The law, once signed, will allow tribes to try non-Indians only for rape and other crimes involving domestic abuse. While many opponents say the reauthorized law would be unconstitutional, backers say a narrow expansion probably would survive a court challenge.
Backers of the new law say it’s needed because too many local authorities don’t want to investigate crimes committed on reservations. And they say the situation has become severe: Indian women are murdered at more than 10 times the national average, and more than one in three will be raped in their lifetimes, according to the National Task Force to End Sexual and Domestic Violence Against Women. That rape rate is twice as high as it is for other ethnicities.
The bill also would expand federal investigative assistance to include gay, lesbian, bisexual and transgender victims and would allow more illegal immigrants who are victimized to get temporary visas to stay in the United States.
Murray estimated that at least 30 million more women will be eligible for help.
In a statement, Obama credited the Violence Against Women Act with saving “countless lives” and changing the way the nation has responded to domestic abuse.
“Renewing this bill is an important step towards making sure no one in America is forced to live in fear, and I look forward to signing it into law as soon as it hits my desk,” the president said.
Republican Rep. Doc Hastings of Washington state said “there is no doubt” that the law would be struck down, and he accused Democrats of hijacking the law to advance other political agendas. He said he’d always voted to reauthorize the law before but that it had gotten caught up in a “political stampede” this time around.
“In a tribal court, constitutional protections and the Bill of Rights do not apply,” Hastings said. “Under the bill, a non-Indian citizen tried in a tribal court has no right to appeal to a federal court, lacks the guarantee of due process, has no right to an impartial jury of one’s peers and more. A vote in favor of the bill was a vote to deny U.S. citizens their Bill of Rights.”
Congress spent much of the last session at loggerheads over the issue, with Murray and other Democrats accusing Republicans of dragging their feet in protecting women.
After the Senate voted 78-22 two weeks ago to reauthorize the bill as one of its first acts in the new Congress, it became clear that Republicans wanted to avoid a replay of the fight.
The House voted on two bills: In the first, 60 Republicans joined Democrats to defeat an amendment that would have reauthorized the law without adding the extra protections for Indian women, immigrants and gay, lesbian, bisexual and transgender victims. In the second, 87 Republicans backed the broader Senate bill.
Murray credited moderate House Republicans as helping to turn the tide by demanding a vote on the Senate plan.

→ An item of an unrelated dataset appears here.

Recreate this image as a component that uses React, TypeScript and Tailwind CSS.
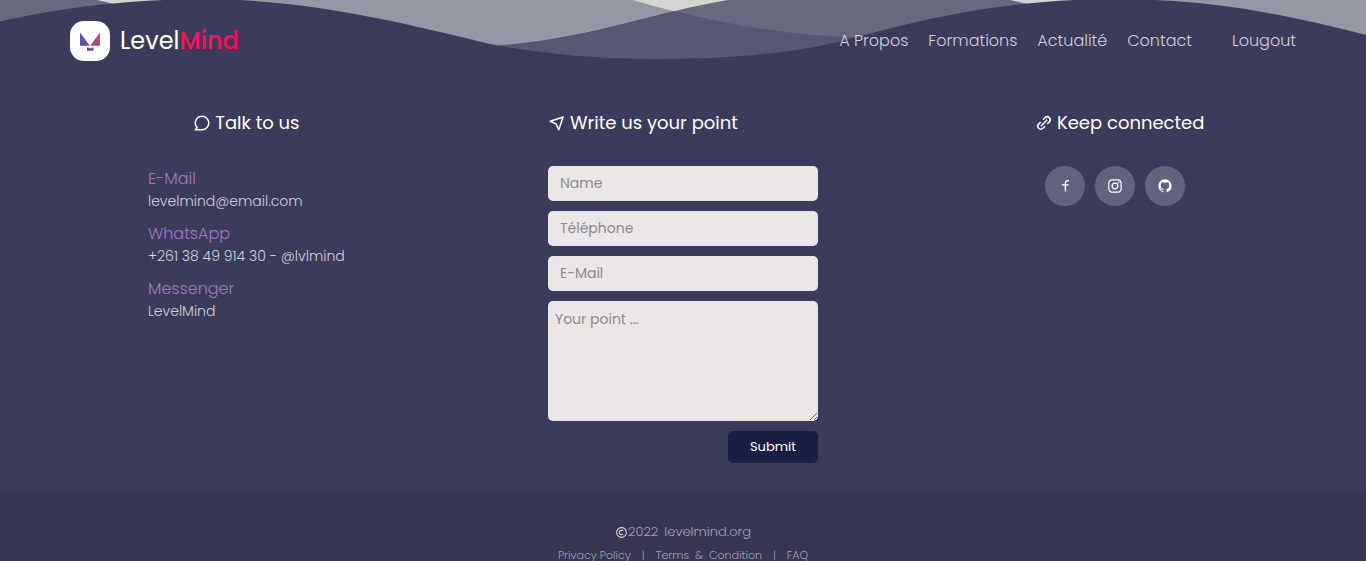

Republican Rep. Shelley Moore Capito of West Virginia said she’d backed the Senate plan as a way to help more children escape domestic violence. She told the story of a little boy who died when he was struck and killed after jumping out of a car on a freeway when his mother’s boyfriend began beating her.

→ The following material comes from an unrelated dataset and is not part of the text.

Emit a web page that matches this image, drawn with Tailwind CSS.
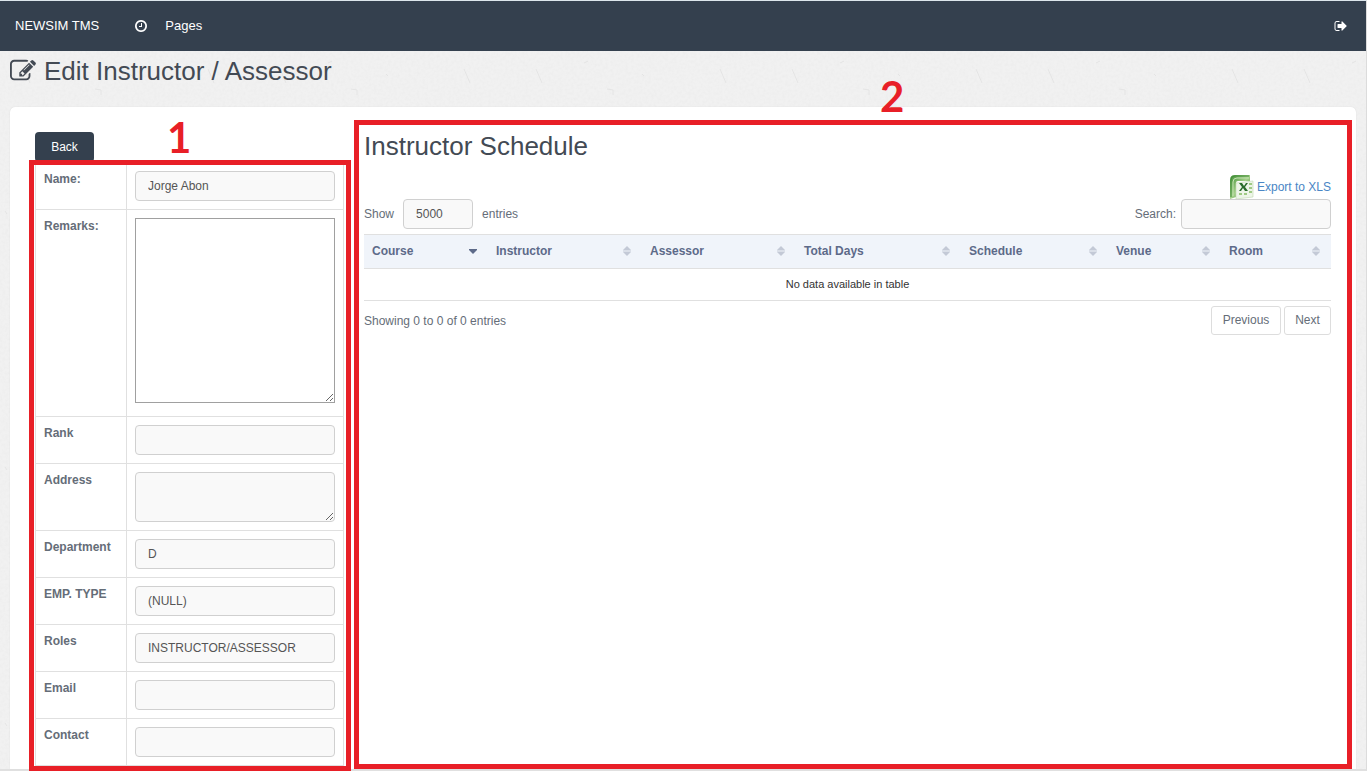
<!DOCTYPE html>
<html lang="en">
<head>
<meta charset="utf-8">
<meta name="viewport" content="width=device-width, initial-scale=1">
<title>NEWSIM TMS - Edit Instructor / Assessor</title>
<script src="https://cdn.jsdelivr.net/npm/@tailwindcss/browser@4"></script>
</head>
<body class="bg-[#f1f1f1] font-['Liberation_Sans',Arial,sans-serif] text-xs text-[#656d78]">
<svg class="hidden">
  <symbol id="sort" viewBox="0 0 8 10"><path d="M4 0L8 4V4.500H0V4zM4 10L0 6V5.500H8V6z" fill="currentColor"/></symbol>
</svg>
<div class="relative isolate flex min-h-screen flex-col border-t border-r border-b-2 border-t-[#dce6ec] border-r-[#dcdcdc] border-b-[#e0e0e0]">
  <!-- paper texture -->
  <svg class="absolute inset-0 -z-10 h-full w-full" aria-hidden="true">
    <defs>
      <filter id="grain" x="0" y="0" width="100%" height="100%">
        <feTurbulence type="fractalNoise" baseFrequency="0.35" numOctaves="3" seed="4"/>
        <feColorMatrix values="0 0 0 0 0.5  0 0 0 0 0.5  0 0 0 0 0.5  0.14 0 0 0 -0.05"/>
      </filter>
      <pattern id="fibres" width="256" height="256" patternUnits="userSpaceOnUse">
        <path d="M208 68l6 14M280 68l6 14M24 68l6 14M95 88l6 1v5M72 62l4-2M150 130l5 3M12 150l3 5M246 160l3 4M5 210l2 3M222 240l3-3M130 73l2 2" stroke="#e4e4e4" fill="none"/>
      </pattern>
    </defs>
    <rect width="100%" height="100%" filter="url(#grain)"/>
    <rect width="100%" height="100%" fill="url(#fibres)"/>
  </svg>

  <nav class="flex h-[50px] items-center bg-[#34404e] px-[15px] text-[13px] text-white">
    <a href="#" class="mr-[35px]">NEWSIM TMS</a>
    <a href="#" class="flex items-center gap-[17px]">
      <svg class="size-[14px]" viewBox="0 0 1792 1792" fill="currentColor" aria-hidden="true"><path d="M1024 544v448q0 14-9 23t-23 9h-320q-14 0-23-9t-9-23v-64q0-14 9-23t23-9h224v-352q0-14 9-23t23-9h64q14 0 23 9t9 23zm416 352q0-148-73-273t-198-198-273-73-273 73-198 198-73 273 73 273 198 198 273 73 273-73 198-198 73-273zm224 0q0 209-103 385.5t-279.5 279.5-385.5 103-385.5-103-279.5-279.5-103-385.5 103-385.5 279.5-279.5 385.5-103 385.5 103 279.5 279.5 103 385.5z"/></svg>
      Pages
    </a>
    <a href="#" class="ml-auto mr-[3px]" aria-label="Sign out">
      <svg class="size-[14px]" viewBox="0 0 1792 1792" fill="currentColor"><path d="M704 1440q0 4 1 20t.5 26.5-3 23.5-10 19.5-20.5 6.5h-320q-119 0-203.5-84.5t-84.5-203.5v-704q0-119 84.5-203.5t203.5-84.5h320q13 0 22.5 9.5t9.5 22.5q0 4 1 20t.5 26.5-3 23.5-10 19.5-20.5 6.5h-320q-66 0-113 47t-47 113v704q0 66 47 113t113 47h312l11.5 1 11.5 3 8 5.5 7 9 2 13.5zm928-544q0 26-19 45l-544 544q-19 19-45 19t-45-19-19-45v-288h-448q-26 0-45-19t-19-45v-384q0-26 19-45t45-19h448v-288q0-26 19-45t45-19 45 19l544 544q19 19 19 45z"/></svg>
    </a>
  </nav>

  <h1 class="mb-4 flex h-10 items-center gap-2 px-[10px] text-[26px] text-[#434a54]">
    <svg class="size-[26px]" viewBox="0 0 1792 1792" fill="currentColor" aria-hidden="true"><path d="M888 1184l116-116-152-152-116 116v56h96v96h56zm440-720q-16-16-33 1l-350 350q-17 17-1 33t33-1l350-350q17-17 1-33zm80 594v190q0 119-84.5 203.5t-203.5 84.5h-832q-119 0-203.5-84.5t-84.5-203.5v-832q0-119 84.5-203.5t203.5-84.5h832q63 0 117 25 15 7 18 23 3 17-9 29l-49 49q-14 14-32 8-23-6-45-6h-832q-66 0-113 47t-47 113v832q0 66 47 113t113 47h832q66 0 113-47t47-113v-126q0-13 9-22l64-64q15-15 35-7t20 29zm-96-738l288 288-672 672h-288v-288zm444 132l-92 92-288-288 92-92q28-28 68-28t68 28l152 152q28 28 28 68t-28 68z"/></svg>
    Edit Instructor / Assessor
  </h1>

  <main class="mx-[10px] flex flex-1 gap-5 rounded-t-[5px] bg-white px-[25px] pt-[25px] shadow-[0_0_1px_#ccc]">
    <form class="flex shrink-0 flex-col">
      <button type="button" class="h-[30px] w-[59px] rounded-[4px] bg-[#34404e] text-white">Back</button>
      <div class="relative flex-1">
        <table class="w-[309px] border-collapse [&_td]:border [&_td]:border-[#e0e0e0] [&_td]:px-2 [&_td]:pt-2 [&_td]:pb-2 [&_th]:w-[91px] [&_th]:border [&_th]:border-[#e0e0e0] [&_th]:px-2 [&_th]:pt-2 [&_th]:text-left [&_th]:align-top [&_th]:font-bold [&_input]:block [&_input]:h-[30px] [&_input]:w-full [&_input]:rounded-[4px] [&_input]:border [&_input]:border-[#d0d0d0] [&_input]:bg-[#f9f9f9] [&_input]:px-3 [&_input]:text-[#555]">
          <tbody>
            <tr><th scope="row"><label for="name">Name:</label></th><td><input id="name" value="Jorge Abon"></td></tr>
            <tr><th scope="row"><label for="remarks">Remarks:</label></th><td><textarea id="remarks" class="mb-[5px] block h-[185px] w-full border border-[#a0a0a0] bg-white p-1"></textarea></td></tr>
            <tr><th scope="row"><label for="rank">Rank</label></th><td><input id="rank"></td></tr>
            <tr><th scope="row"><label for="address">Address</label></th><td><textarea id="address" class="block h-[50px] w-full rounded-[4px] border border-[#d0d0d0] bg-[#f9f9f9] px-3 py-1"></textarea></td></tr>
            <tr><th scope="row"><label for="department">Department</label></th><td><input id="department" value="D"></td></tr>
            <tr><th scope="row"><label for="emp">EMP. TYPE</label></th><td><input id="emp" value="(NULL)"></td></tr>
            <tr><th scope="row"><label for="roles">Roles</label></th><td><input id="roles" value="INSTRUCTOR/ASSESSOR"></td></tr>
            <tr><th scope="row"><label for="email">Email</label></th><td><input id="email" type="email"></td></tr>
            <tr><th scope="row"><label for="contact">Contact</label></th><td><input id="contact"></td></tr>
          </tbody>
        </table>
        <!-- callout 1 -->
        <div class="pointer-events-none absolute -top-[2px] -right-[7px] -bottom-[2px] -left-[6px] border-[5px] border-[#e81f27]">
          <span class="absolute -top-[50px] left-[133px] font-['Lato',sans-serif] text-[42px] leading-[44px] font-bold text-[#e81f27]">1</span>
        </div>
      </div>
    </form>

    <section class="relative min-w-0 flex-1">
      <h2 class="mb-[15px] text-[26px] leading-[28px] text-[#434a54]">Instructor Schedule</h2>
      <div class="flex justify-end">
        <a href="#" class="flex h-6 items-center gap-[3px] leading-[14px] text-[#4a86c5]">
          <svg class="size-6" viewBox="0 0 24 24" aria-hidden="true">
            <defs><linearGradient id="xls" x2="1" y2="1"><stop stop-color="#3f8f35"/><stop offset=".5" stop-color="#a5d08a"/><stop offset="1" stop-color="#3d8c34"/></linearGradient></defs>
            <path d="M0 24V5Q0 0 5 0h15v6H8q-2 0-2 2v14z" fill="url(#xls)"/>
            <path d="M1 22V5q0-4 4-4h14" fill="none" stroke="#478f3c"/>
            <path d="M3 21V7q0-4 4-4h12" fill="none" stroke="#c5e2b3"/>
            <path d="M6 8l17-2v16L6 24z" fill="#eef5e9" stroke="#bfd7b0" stroke-width=".6"/>
            <path d="M9 8h3l2 3 2-3h2l-3 4 3 4h-3l-2-3-2 3H9l3-4z" fill="#286b2b"/>
            <path d="M19 8h3v2h-3zM19 12h3v2h-3zM19 16h3v2h-3zM9 18h3v2H9zM14 18h3v2h-3z" fill="#9fca84"/>
          </svg>
          Export to XLS
        </a>
      </div>
      <div class="mb-[5px] flex items-center justify-between">
        <label class="flex items-center gap-[9px]">Show
          <select class="h-[30px] w-[70px] appearance-none rounded-[4px] border border-[#d0d0d0] bg-[#f9f9f9] px-3 text-[#555]"><option>5000</option></select>
          entries</label>
        <label class="flex items-center gap-[5px]">Search:
          <input type="search" class="h-[30px] w-[150px] rounded-[4px] border border-[#d0d0d0] bg-[#f9f9f9] px-3"></label>
      </div>
      <table class="w-full table-fixed border-collapse">
        <colgroup><col class="w-[124px]"><col class="w-[154px]"><col class="w-[154px]"><col class="w-[165px]"><col class="w-[147px]"><col class="w-[113px]"><col class="w-[110px]"></colgroup>
        <thead class="bg-[#f0f4fa] text-[#5d6a89] [&_button]:flex [&_button]:h-[33px] [&_button]:w-full [&_button]:items-center [&_button]:justify-between [&_button]:pr-[11px] [&_button]:pb-[2px] [&_button]:pl-2 [&_button]:font-bold [&_svg]:h-[10px] [&_svg]:w-2 [&_svg]:text-[#c3c9d6]">
          <tr class="border-y border-[#e0e0e0]">
            <th><button type="button">Course<svg viewBox="0 0 8 10"><path d="M0 3h8v1L4 8 0 4z" fill="#5d6a89"/></svg></button></th>
            <th><button type="button">Instructor<svg><use href="#sort"/></svg></button></th>
            <th><button type="button">Assessor<svg><use href="#sort"/></svg></button></th>
            <th><button type="button">Total Days<svg><use href="#sort"/></svg></button></th>
            <th><button type="button">Schedule<svg><use href="#sort"/></svg></button></th>
            <th><button type="button">Venue<svg><use href="#sort"/></svg></button></th>
            <th><button type="button">Room<svg><use href="#sort"/></svg></button></th>
          </tr>
        </thead>
        <tbody><tr class="border-b border-[#e0e0e0]"><td colspan="7" class="h-8 text-center text-[11px] text-[#333]">No data available in table</td></tr></tbody>
      </table>
      <div class="mt-[5px] flex items-center justify-between">
        <p>Showing 0 to 0 of 0 entries</p>
        <div class="flex gap-[3px]">
          <button type="button" class="h-[29px] w-[70px] rounded-[3px] border border-[#ddd] pb-[2px]">Previous</button>
          <button type="button" class="h-[29px] w-[47px] rounded-[3px] border border-[#ddd] pb-[2px]">Next</button>
        </div>
      </div>
      <!-- callout 2 -->
      <div class="pointer-events-none absolute -top-3 -right-[21px] bottom-0 -left-[10px] border-[5px] border-[#e81f27]">
        <span class="absolute -top-[51px] left-[521px] font-['Lato',sans-serif] text-[42px] leading-[44px] font-bold text-[#e81f27]">2</span>
      </div>
    </section>
  </main>
</div>
</body>
</html>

Freshman Republican Rep. Kevin Cramer of North Dakota told the story of his 5-year-old son, whom he and his wife adopted three years ago: The boy had watched his stepfather beat his mother for half an hour, killing her.
“I know the scourge of violence against women personally,” Cramer said.

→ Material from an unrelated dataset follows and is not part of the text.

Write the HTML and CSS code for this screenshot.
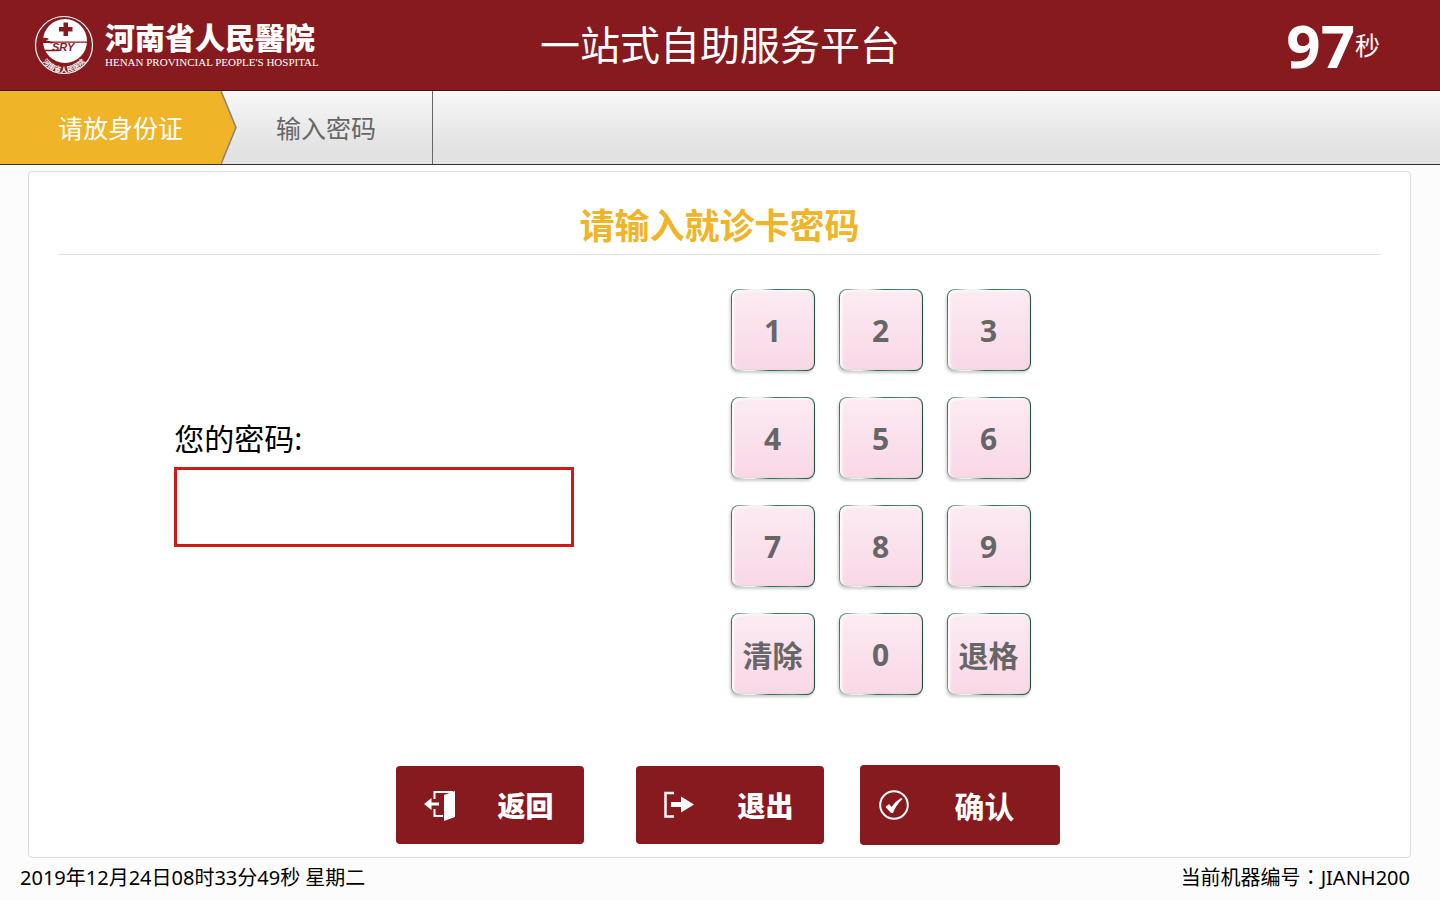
FILE: index.html
```html
<!DOCTYPE html>
<html lang="zh-CN">
<head>
	<meta charset="UTF-8">
	<title>一站式自助服务平台</title>
	<link rel="stylesheet" href="styles.css">
</head>
<body>
	<header class="header">
		<div class="logo">
			<svg class="logo-mark" viewBox="0 0 60 60" aria-hidden="true">
				<defs><path id="arc" d="M4 36 A26.500 26.500 0 0 0 56 36"/></defs>
				<circle cx="30" cy="30" r="28.500" fill="none" stroke="#fff" stroke-width="1.200"/>
				<circle cx="31" cy="26" r="22" fill="#fff"/>
				<path fill="#871a1f" d="M29.500 7.500 h4.500 v4.500 h4.500 v4.500 H34 V21 h-4.500 v-4.500 H25 v-4.500 h4.500 Z"/>
				<path fill="#871a1f" d="M7 22.500 L13 23 L15 24 L12 25.500 L18 26.500 H54 V27.800 H20 L18 28.500 L14 28 L8 28 Z"/>
				<path fill="#871a1f" d="M9 34.800 H27 L25 36.200 H11 Z"/>
				<text x="18" y="36" class="mark-sry">SRY</text>
				<text class="mark-name"><textPath href="#arc" startOffset="50%" text-anchor="middle">河南省人民医院</textPath></text>
			</svg>
			<div class="logo-text">
				<p class="logo-cn">河南省人民醫院</p>
				<p class="logo-en">HENAN PROVINCIAL PEOPLE'S HOSPITAL</p>
			</div>
		</div>
		<h1 class="title">一站式自助服务平台</h1>
		<div class="timer"><b>97</b><span>秒</span></div>
	</header>

	<ol class="steps">
		<li class="step step-on">
			<span>请放身份证</span>
			<svg class="arrow" viewBox="0 0 16 72" preserveAspectRatio="none" aria-hidden="true">
				<path d="M0 0 L15 36 L0 72 Z" fill="#efb428"/>
				<path d="M0 0 L15 36 L0 72" fill="none" stroke="#8d8272" stroke-width="1.500"/>
			</svg>
		</li>
		<li class="step"><span>输入密码</span></li>
	</ol>

	<main class="card">
		<h2 class="card-title">请输入就诊卡密码</h2>
		<div class="content">
			<div class="form">
				<label for="password">您的密码:</label>
				<input type="password" id="password">
			</div>
			<div class="keypad" id="keypad">
				<button type="button">1</button>
				<button type="button">2</button>
				<button type="button">3</button>
				<button type="button">4</button>
				<button type="button">5</button>
				<button type="button">6</button>
				<button type="button">7</button>
				<button type="button">8</button>
				<button type="button">9</button>
				<button type="button">清除</button>
				<button type="button">0</button>
				<button type="button">退格</button>
			</div>
		</div>
		<div class="actions">
			<button type="button" class="btn btn-back">
				<svg viewBox="0 0 32 32" aria-hidden="true">
					<path d="M10.500 10 V3 H29 M10.500 20 V27 H19" fill="none" stroke="#fff" stroke-width="2"/>
					<path d="M20 6 L31 2 V28 L20 32 Z" fill="#fff"/>
					<path d="M0 15 L7.500 9 V13.500 H15 V16.500 H7.500 V21 Z" fill="#fff"/>
				</svg>
				<span>返回</span>
			</button>
			<button type="button" class="btn btn-exit">
				<svg viewBox="0 0 32 32" aria-hidden="true">
					<path d="M10 4 H1.500 V27.500 H10" fill="none" stroke="#fff" stroke-width="2.500"/>
					<path d="M7 13 H17 V7.500 L30 15.500 L17 23.500 V18 H7 Z" fill="#fff"/>
				</svg>
				<span>退出</span>
			</button>
			<button type="button" class="btn btn-ok">
				<svg viewBox="0 0 32 32" aria-hidden="true">
					<circle cx="16" cy="16" r="13.800" fill="none" stroke="#fff" stroke-width="2"/>
					<path d="M7.500 18 L11 15 L13.500 18 Q17 12.500 23 9 L24.500 10 Q18 16 15 24 L13 24 Z" fill="#fff"/>
				</svg>
				<span>确认</span>
			</button>
		</div>
	</main>

	<footer class="footer">
		<span>2019年12月24日08时33分49秒 星期二</span>
		<span>当前机器编号<span class="colon" lang="zh-TW">：</span>JIANH200</span>
	</footer>

<script>
	var pwd=document.getElementById("password");
	var keys=document.getElementById("keypad").getElementsByTagName("button");

	for(var i = 0;i < keys.length;i++){

		keys[i].onclick=function(){
			var key=this.innerHTML;
			if(key === "清除"){
				pwd.value="";
			}
			else if(key === "退格"){
				pwd.value=pwd.value.slice(0,-1);
			}
			else{
				pwd.value += key;
			}
		}
	}
</script>
</body>
</html>
```
FILE: styles.css
```css
*{
	margin:0;
	padding:0;
	box-sizing:border-box;
}
body{
	display:flex;
	flex-direction:column;
	min-height:100vh;
	background:#fcfcfc;
	font-family:"Noto Sans","Noto Sans CJK SC",sans-serif;
	color:#000;
}
button,input{
	font-family:inherit;
}

/* 顶部 */
.header{
	display:grid;
	grid-template-columns:1fr auto 1fr;
	align-items:center;
	height:91px;
	border-bottom:1px solid #3a1518;
	background:#871a1f;
	color:#fff;
}
.logo{
	display:flex;
	align-items:center;
	gap:11px;
	padding-left:34px;
}
.logo-mark{
	width:60px;
	height:60px;
}
.mark-sry{
	font:italic bold 11px "Liberation Sans",sans-serif;
	fill:#871a1f;
}
.mark-name{
	font-size:7px;
	font-weight:bold;
	fill:#fff;
}
.logo-cn{
	font-size:30px;
	font-weight:900;
	line-height:34px;
}
.logo-en{
	font-family:"Liberation Serif",serif;
	font-size:11px;
	line-height:14px;
	white-space:nowrap;
}
.title{
	font-size:40px;
	font-weight:normal;
	line-height:60px;
}
.timer{
	display:flex;
	align-items:center;
	justify-content:flex-end;
	padding-right:60px;
	font-size:25px;
	line-height:88px;
}
.timer b{
	font-size:60px;
}

/* 步骤条 */
.steps{
	display:flex;
	height:74px;
	border-bottom:1px solid #333;
	background:linear-gradient(#f7f7f7,#e2e2e2 80%);
	list-style:none;
}
.step{
	position:relative;
	padding:0 56px 0 55px;
	border-right:1px solid #666;
	color:#666;
	font-size:25px;
	line-height:74px;
}
.step-on{
	padding:0 38px 0 58px;
	border-right:0;
	background:#efb428;
	color:#fff;
}
.arrow{
	position:absolute;
	top:0;
	left:100%;
	width:16px;
	height:100%;
}

/* 内容 */
.card{
	display:flex;
	flex:1;
	flex-direction:column;
	margin:6px 29px 0 28px;
	border:1px solid #ddd;
	border-radius:4px;
	background:#fff;
}
.card-title{
	margin:0 29px;
	padding-top:26px;
	border-bottom:1px solid #e2e2e2;
	color:#efb428;
	font-size:35px;
	line-height:56px;
	text-align:center;
}
.content{
	display:grid;
	grid-template-columns:1fr 1fr;
	align-items:center;
	padding-top:34px;
}
.form{
	justify-self:center;
	width:400px;
	padding-bottom:26px;
}
.form label{
	display:block;
	font-size:30px;
	line-height:56px;
}
.form input{
	display:block;
	width:100%;
	height:80px;
	padding:0 20px;
	border:3px solid #d01a1a;
	background:#fff;
	font-size:40px;
}
.keypad{
	display:grid;
	grid-template-columns:repeat(3,84px);
	gap:26px 24px;
	padding-left:11px;
}
.keypad button{
	height:82px;
	border:1px solid transparent;
	border-radius:8px;
	background:
		linear-gradient(#fcebf3,#f9d7e6) padding-box,
		linear-gradient(95deg,#2f6a52,#e8eeeb 22%,#f4f4f4 32%,#2a7854 50%,#5a9278 75%,#1d4f3a 95%) border-box;
	box-shadow:-1px 2px 3px #ccc,inset 2px 1px 3px #fff,inset 0 0 1px #3a8060;
	color:#666;
	font-size:30px;
	font-weight:bold;
}
.actions{
	display:flex;
	align-items:center;
	justify-content:center;
	gap:36px;
	margin-top:auto;
	padding:0 0 12px 16px;
}
.btn{
	display:flex;
	align-items:center;
	width:188px;
	height:78px;
	border:0;
	border-radius:4px;
	background:#871a1f;
	color:#fff;
	font-size:28px;
	font-weight:900;
}
.btn svg{
	width:32px;
	height:32px;
}
.btn-back,.btn-exit{
	gap:42px;
	padding-left:28px;
}
.btn-back{
	margin-right:16px;
}
.btn-ok{
	gap:45px;
	width:200px;
	height:80px;
	padding-left:18px;
	font-size:30px;
	font-weight:bold;
}

/* 底部 */
.footer{
	display:flex;
	justify-content:space-between;
	padding:0 30px 2px 20px;
	font-size:20px;
	line-height:40px;
}
.colon{
	font-family:"Noto Sans CJK TC",sans-serif;
	line-height:20px;
}
```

Democratic Rep. Rick Larsen recalled a case in 2000 in his district in northwestern Washington in which an immigrant woman named Anastasia King was murdered by her husband.
“Domestic violence does not discriminate. With this bill, domestic violence protection will no longer discriminate,” Larsen said.
Backers of the law said they wouldn’t have prevailed if they hadn’t been able to put a human face on domestic abuse. Murray, in particular, had urged victims to go public.
After the vote, Murray said Parker’s story – she appeared with Murray and other Democratic senators at a Capitol Hill news conference – had played a key role in getting the law reauthorized.
Parker said her abuse began when she was a toddler and happened repeatedly until the summer after third grade. But she said it was never reported to police because they wouldn’t have bothered to investigate anyway.
“I think Deborah Parker made the absolute difference at the absolute critical time, being here, standing up and making her personal story become the face of what this was about,” Murray said. “It was an act of courage and it changed the whole debate.”